Police seek suspect in Subway robbery; dispatcher says last armed robbery was 30 years ago
Robber ran to Sonic before fleeing;
A man suspected of robbing Tonganoxie's Subway restaurant Sunday night also made a stop at Sonic Drive-In.
The suspect was described as a white male in his 20s, 5-foot-8 and about 150 pounds. About 9:55 p.m., he walked into Subway, 886 Northstar Ct., and told workers he had a handgun, according to Tonganoxie police Sgt. Billy Adcox.
The man, wearing a hooded gray sweatshirt with a pocket in front, never showed the gun, but pointed at workers through the pocket, Adcox said.
After robbing Subway, the suspect headed west to nearby Sonic Drive-In, 550 Northstar Ct.
Charlie Kraut, Sonic manager, was not at the restaurant when the man stopped there, but said workers told him the suspect started to enter the restaurant's front entrance and then apparently changed his mind. Workers then locked the door as the man fled northwest, according to police.
Kraut thought the man might have left Sonic because "he just saw too many people" or because of the restaurant's surveillance cameras, Kraut said.
"We have cameras rolling all the time," Kraut said. "He may have seen the cameras and decided he didn't want any part of that."
Despite the cameras, Kraut said he planned to beef up security after Sunday's events.

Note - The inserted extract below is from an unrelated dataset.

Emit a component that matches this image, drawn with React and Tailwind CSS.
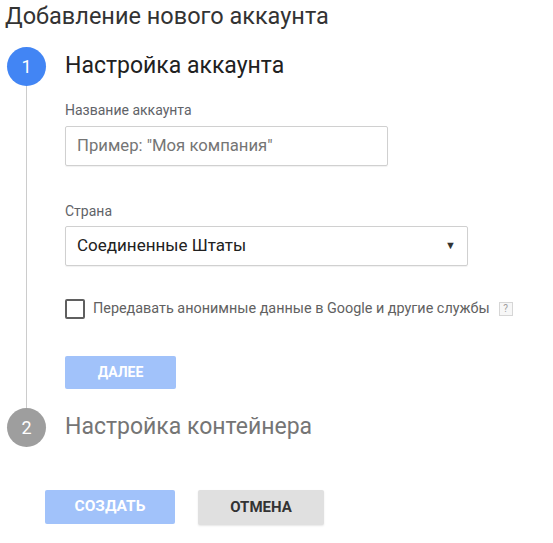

It's unknown whether Subway has surveillance cameras. Subway management did not respond to an interview request. In addition, a worker who was at the restaurant when the robbery occurred said management instructed him not to comment.
The suspect took about $350 from the Subway cash register and fled. Police, with assistance from the Leavenworth County sheriff's office, Kansas Highway Patrol and the Johnson County K-9 Unit, searched the area until about 1 a.m. Monday. Authorities combed an area bordered by 24-40 on the south, Smiley on the west, Parallel on the north and 218th on the east.
A KHP helicopter also was used in the unsuccessful search.
If the man is apprehended, Adcox said the suspect still could be arrested on armed robbery charges even though it's unknown whether he actually had the gun in the front pocket of his sweatshirt.
"He made the comment he had the gun, that's enough," Adcox said.
Although the search was unsuccessful Sunday, police hope surveillance footage from a Leavenworth business could provide additional leads in the case.
Adcox said he hoped to review the surveillance footage Tuesday in Leavenworth. Although there was no robbery at that business, employees there contacted Tonganoxie police, saying they might have had a customer recently who could be connected to the Subway robbery.
Armed robbery is a rare occurrence in Tonganoxie.
Police dispatch Mike Vestal said, to his knowledge, the city's last armed robbery was in the 1970s. Carrying a gun, someone robbed a gasoline station where Triple Creek Realty now stands on U.S. Highway 24-40, west of Tonganoxie Junior High. Vestal said the man involved in that robbery was apprehended at his apartment at First and Delaware streets, where authorities recovered the moneybag that was stolen from the station. The robbery was linked to a run of Lawrence robberies, Vestal said.
'Mash and grabs'
In the last few years, robberies were reported in Tonganoxie, but were not armed robberies. In the last five to 10 years, Vestal said G&P Country Mart, 1204 U.S. Highway 24-40, was victim to "mash and grabs." Thieves would throw a hard object through a window, break in and steal items, Vestal said.
And in January 2005, at Gambino's Pizza, 420 Stone Creek Dr., just north of 24-40, a delivery person reported two men assaulted him and then stole his delivery money.
In that incident, Adcox said two men told police they were involved in an altercation with the delivery person, but did not take any money. The Leavenworth County attorney's office didn't press charges because of a lack of evidence, Adcox said.
For Vestal, it didn't seem possible that Tonganoxie, a town of 3,500, had its first armed robbery in roughly 30 years on Sunday.
"You don't expect it," Vestal said. "When I heard that tone going out, I couldn't believe that.
"I knew it was a matter of time. You don't expect it in your little town."
Kraut agreed with Vestal.
"I just hope this isn't a sign of the times to come," Kraut said. "I've been in small towns when they started growing into bigger towns.
"Unfortunately things like this come with it. I'm just hopeful Tonganoxie can keep its small-town atmosphere through their growing pains."